- GOAL -
Omit all images. Write out the rest of the material exactly.

>> START

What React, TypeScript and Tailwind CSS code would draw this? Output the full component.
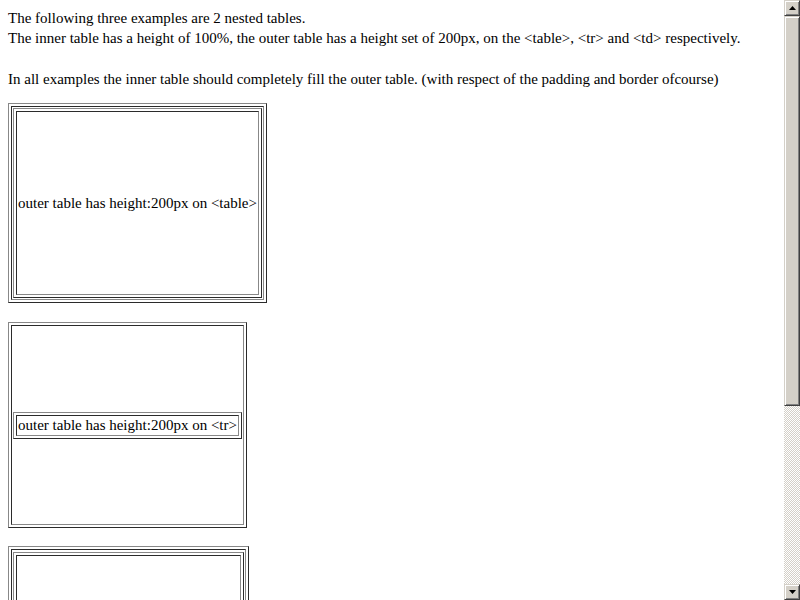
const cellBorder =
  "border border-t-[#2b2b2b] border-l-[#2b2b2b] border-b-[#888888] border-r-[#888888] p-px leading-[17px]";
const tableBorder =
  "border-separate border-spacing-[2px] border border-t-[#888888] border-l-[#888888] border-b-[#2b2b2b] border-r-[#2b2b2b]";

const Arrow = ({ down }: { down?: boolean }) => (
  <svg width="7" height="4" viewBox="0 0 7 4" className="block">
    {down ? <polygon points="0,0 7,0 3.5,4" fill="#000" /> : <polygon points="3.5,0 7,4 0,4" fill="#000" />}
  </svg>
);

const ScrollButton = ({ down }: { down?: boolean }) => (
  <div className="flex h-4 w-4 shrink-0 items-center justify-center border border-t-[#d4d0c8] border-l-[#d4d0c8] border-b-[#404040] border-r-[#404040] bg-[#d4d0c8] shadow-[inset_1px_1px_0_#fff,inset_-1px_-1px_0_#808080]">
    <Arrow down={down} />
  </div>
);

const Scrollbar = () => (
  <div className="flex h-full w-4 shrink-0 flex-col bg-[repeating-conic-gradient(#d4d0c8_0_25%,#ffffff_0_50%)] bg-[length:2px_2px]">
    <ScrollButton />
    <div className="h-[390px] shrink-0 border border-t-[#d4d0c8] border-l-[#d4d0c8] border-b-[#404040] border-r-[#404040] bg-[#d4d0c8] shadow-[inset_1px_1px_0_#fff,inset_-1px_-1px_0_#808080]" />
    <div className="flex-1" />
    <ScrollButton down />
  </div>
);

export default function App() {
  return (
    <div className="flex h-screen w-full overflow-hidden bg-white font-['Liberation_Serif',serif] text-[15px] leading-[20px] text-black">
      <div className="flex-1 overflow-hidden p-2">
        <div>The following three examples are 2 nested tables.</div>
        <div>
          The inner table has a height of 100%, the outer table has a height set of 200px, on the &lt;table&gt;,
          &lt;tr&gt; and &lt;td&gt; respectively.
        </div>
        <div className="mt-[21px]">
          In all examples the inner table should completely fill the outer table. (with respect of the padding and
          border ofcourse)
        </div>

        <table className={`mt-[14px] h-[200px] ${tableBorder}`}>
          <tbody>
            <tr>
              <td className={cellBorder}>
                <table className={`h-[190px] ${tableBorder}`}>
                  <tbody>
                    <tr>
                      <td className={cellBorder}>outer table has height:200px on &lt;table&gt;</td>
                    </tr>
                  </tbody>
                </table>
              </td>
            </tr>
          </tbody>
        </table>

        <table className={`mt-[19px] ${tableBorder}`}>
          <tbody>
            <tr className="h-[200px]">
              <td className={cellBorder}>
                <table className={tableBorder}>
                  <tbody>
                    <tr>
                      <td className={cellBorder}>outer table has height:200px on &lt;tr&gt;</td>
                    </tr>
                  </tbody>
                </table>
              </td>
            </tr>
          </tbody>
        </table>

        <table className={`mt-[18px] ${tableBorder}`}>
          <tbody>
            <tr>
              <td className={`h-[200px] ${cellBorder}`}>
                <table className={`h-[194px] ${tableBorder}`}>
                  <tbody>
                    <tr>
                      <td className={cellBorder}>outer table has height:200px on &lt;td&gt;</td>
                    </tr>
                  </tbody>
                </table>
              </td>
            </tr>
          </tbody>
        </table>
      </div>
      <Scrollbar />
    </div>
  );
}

>> END

- SOLUTION FOR THIS TASK -
What React, TypeScript and Tailwind CSS code would draw this? Output the full component.
const cellBorder =
  "border border-t-[#2b2b2b] border-l-[#2b2b2b] border-b-[#888888] border-r-[#888888] p-px leading-[17px]";
const tableBorder =
  "border-separate border-spacing-[2px] border border-t-[#888888] border-l-[#888888] border-b-[#2b2b2b] border-r-[#2b2b2b]";

const Arrow = ({ down }: { down?: boolean }) => (
  <svg width="7" height="4" viewBox="0 0 7 4" className="block">
    {down ? <polygon points="0,0 7,0 3.5,4" fill="#000" /> : <polygon points="3.5,0 7,4 0,4" fill="#000" />}
  </svg>
);

const ScrollButton = ({ down }: { down?: boolean }) => (
  <div className="flex h-4 w-4 shrink-0 items-center justify-center border border-t-[#d4d0c8] border-l-[#d4d0c8] border-b-[#404040] border-r-[#404040] bg-[#d4d0c8] shadow-[inset_1px_1px_0_#fff,inset_-1px_-1px_0_#808080]">
    <Arrow down={down} />
  </div>
);

const Scrollbar = () => (
  <div className="flex h-full w-4 shrink-0 flex-col bg-[repeating-conic-gradient(#d4d0c8_0_25%,#ffffff_0_50%)] bg-[length:2px_2px]">
    <ScrollButton />
    <div className="h-[390px] shrink-0 border border-t-[#d4d0c8] border-l-[#d4d0c8] border-b-[#404040] border-r-[#404040] bg-[#d4d0c8] shadow-[inset_1px_1px_0_#fff,inset_-1px_-1px_0_#808080]" />
    <div className="flex-1" />
    <ScrollButton down />
  </div>
);

export default function App() {
  return (
    <div className="flex h-screen w-full overflow-hidden bg-white font-['Liberation_Serif',serif] text-[15px] leading-[20px] text-black">
      <div className="flex-1 overflow-hidden p-2">
        <div>The following three examples are 2 nested tables.</div>
        <div>
          The inner table has a height of 100%, the outer table has a height set of 200px, on the &lt;table&gt;,
          &lt;tr&gt; and &lt;td&gt; respectively.
        </div>
        <div className="mt-[21px]">
          In all examples the inner table should completely fill the outer table. (with respect of the padding and
          border ofcourse)
        </div>

        <table className={`mt-[14px] h-[200px] ${tableBorder}`}>
          <tbody>
            <tr>
              <td className={cellBorder}>
                <table className={`h-[190px] ${tableBorder}`}>
                  <tbody>
                    <tr>
                      <td className={cellBorder}>outer table has height:200px on &lt;table&gt;</td>
                    </tr>
                  </tbody>
                </table>
              </td>
            </tr>
          </tbody>
        </table>

        <table className={`mt-[19px] ${tableBorder}`}>
          <tbody>
            <tr className="h-[200px]">
              <td className={cellBorder}>
                <table className={tableBorder}>
                  <tbody>
                    <tr>
                      <td className={cellBorder}>outer table has height:200px on &lt;tr&gt;</td>
                    </tr>
                  </tbody>
                </table>
              </td>
            </tr>
          </tbody>
        </table>

        <table className={`mt-[18px] ${tableBorder}`}>
          <tbody>
            <tr>
              <td className={`h-[200px] ${cellBorder}`}>
                <table className={`h-[194px] ${tableBorder}`}>
                  <tbody>
                    <tr>
                      <td className={cellBorder}>outer table has height:200px on &lt;td&gt;</td>
                    </tr>
                  </tbody>
                </table>
              </td>
            </tr>
          </tbody>
        </table>
      </div>
      <Scrollbar />
    </div>
  );
}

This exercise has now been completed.